> [TASK TO COMPLETE] Lift out all lines below that contain "table".

> [GIVEN DATA]
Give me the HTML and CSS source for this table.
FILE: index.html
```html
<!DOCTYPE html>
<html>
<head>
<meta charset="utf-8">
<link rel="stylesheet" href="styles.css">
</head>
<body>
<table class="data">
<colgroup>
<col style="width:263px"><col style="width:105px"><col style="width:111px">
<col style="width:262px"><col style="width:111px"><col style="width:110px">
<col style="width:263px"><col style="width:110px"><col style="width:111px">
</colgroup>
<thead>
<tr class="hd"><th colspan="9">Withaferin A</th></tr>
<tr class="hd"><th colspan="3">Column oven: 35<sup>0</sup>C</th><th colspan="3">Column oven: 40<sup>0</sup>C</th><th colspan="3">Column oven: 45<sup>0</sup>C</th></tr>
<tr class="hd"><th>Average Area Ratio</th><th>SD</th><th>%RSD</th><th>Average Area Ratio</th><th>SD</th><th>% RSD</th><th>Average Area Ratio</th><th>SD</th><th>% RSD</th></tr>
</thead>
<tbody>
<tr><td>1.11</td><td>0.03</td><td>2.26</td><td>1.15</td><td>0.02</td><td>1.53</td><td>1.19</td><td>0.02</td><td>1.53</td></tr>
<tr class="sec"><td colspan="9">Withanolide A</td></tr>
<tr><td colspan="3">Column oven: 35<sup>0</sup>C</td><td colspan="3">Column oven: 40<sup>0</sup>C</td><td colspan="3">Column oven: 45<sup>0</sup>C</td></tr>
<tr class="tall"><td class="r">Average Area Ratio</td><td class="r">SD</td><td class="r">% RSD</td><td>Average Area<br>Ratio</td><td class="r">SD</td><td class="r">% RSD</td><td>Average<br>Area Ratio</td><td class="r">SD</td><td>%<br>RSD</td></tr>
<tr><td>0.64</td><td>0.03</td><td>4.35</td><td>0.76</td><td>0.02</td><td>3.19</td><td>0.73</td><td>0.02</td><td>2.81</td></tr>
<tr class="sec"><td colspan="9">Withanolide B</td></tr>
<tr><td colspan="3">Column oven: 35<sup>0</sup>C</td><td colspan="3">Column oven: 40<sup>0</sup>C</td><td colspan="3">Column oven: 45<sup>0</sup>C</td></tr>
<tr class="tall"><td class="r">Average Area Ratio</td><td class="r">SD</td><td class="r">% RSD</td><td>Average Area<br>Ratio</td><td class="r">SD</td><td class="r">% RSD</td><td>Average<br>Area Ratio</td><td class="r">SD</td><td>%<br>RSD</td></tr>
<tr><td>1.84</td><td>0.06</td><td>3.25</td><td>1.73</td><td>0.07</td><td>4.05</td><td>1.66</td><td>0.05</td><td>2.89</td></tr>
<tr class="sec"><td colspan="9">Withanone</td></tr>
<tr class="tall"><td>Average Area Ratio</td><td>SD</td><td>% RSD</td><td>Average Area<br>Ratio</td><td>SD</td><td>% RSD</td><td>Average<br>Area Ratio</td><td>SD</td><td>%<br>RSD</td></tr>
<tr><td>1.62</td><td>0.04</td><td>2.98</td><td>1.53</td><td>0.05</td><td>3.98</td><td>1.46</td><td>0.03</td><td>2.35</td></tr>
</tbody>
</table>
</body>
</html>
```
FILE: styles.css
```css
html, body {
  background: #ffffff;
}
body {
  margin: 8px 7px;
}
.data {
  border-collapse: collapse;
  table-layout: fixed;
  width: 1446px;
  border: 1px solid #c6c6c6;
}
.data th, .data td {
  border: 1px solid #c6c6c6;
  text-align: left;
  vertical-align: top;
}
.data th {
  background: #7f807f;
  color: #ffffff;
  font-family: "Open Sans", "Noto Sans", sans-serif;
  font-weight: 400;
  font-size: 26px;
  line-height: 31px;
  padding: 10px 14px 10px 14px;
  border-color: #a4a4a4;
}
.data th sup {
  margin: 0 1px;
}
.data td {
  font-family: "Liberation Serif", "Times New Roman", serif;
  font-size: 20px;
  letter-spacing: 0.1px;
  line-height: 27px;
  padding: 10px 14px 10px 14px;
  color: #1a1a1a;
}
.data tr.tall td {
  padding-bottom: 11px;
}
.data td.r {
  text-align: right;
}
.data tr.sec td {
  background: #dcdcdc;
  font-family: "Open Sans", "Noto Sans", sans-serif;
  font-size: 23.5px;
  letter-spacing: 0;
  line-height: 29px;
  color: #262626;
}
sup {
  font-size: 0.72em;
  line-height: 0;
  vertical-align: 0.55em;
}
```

* * *

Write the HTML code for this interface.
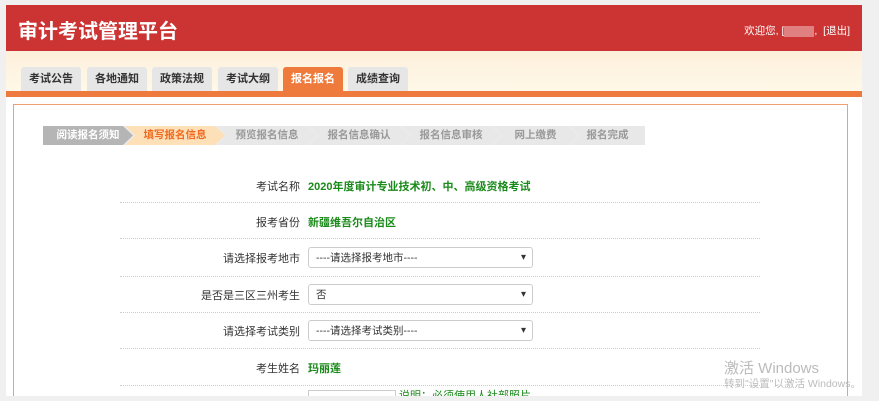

> [FULL RESPONSE]
Give me the HTML and CSS source for this table.
<table class="data">
</table>
  table-layout: fixed;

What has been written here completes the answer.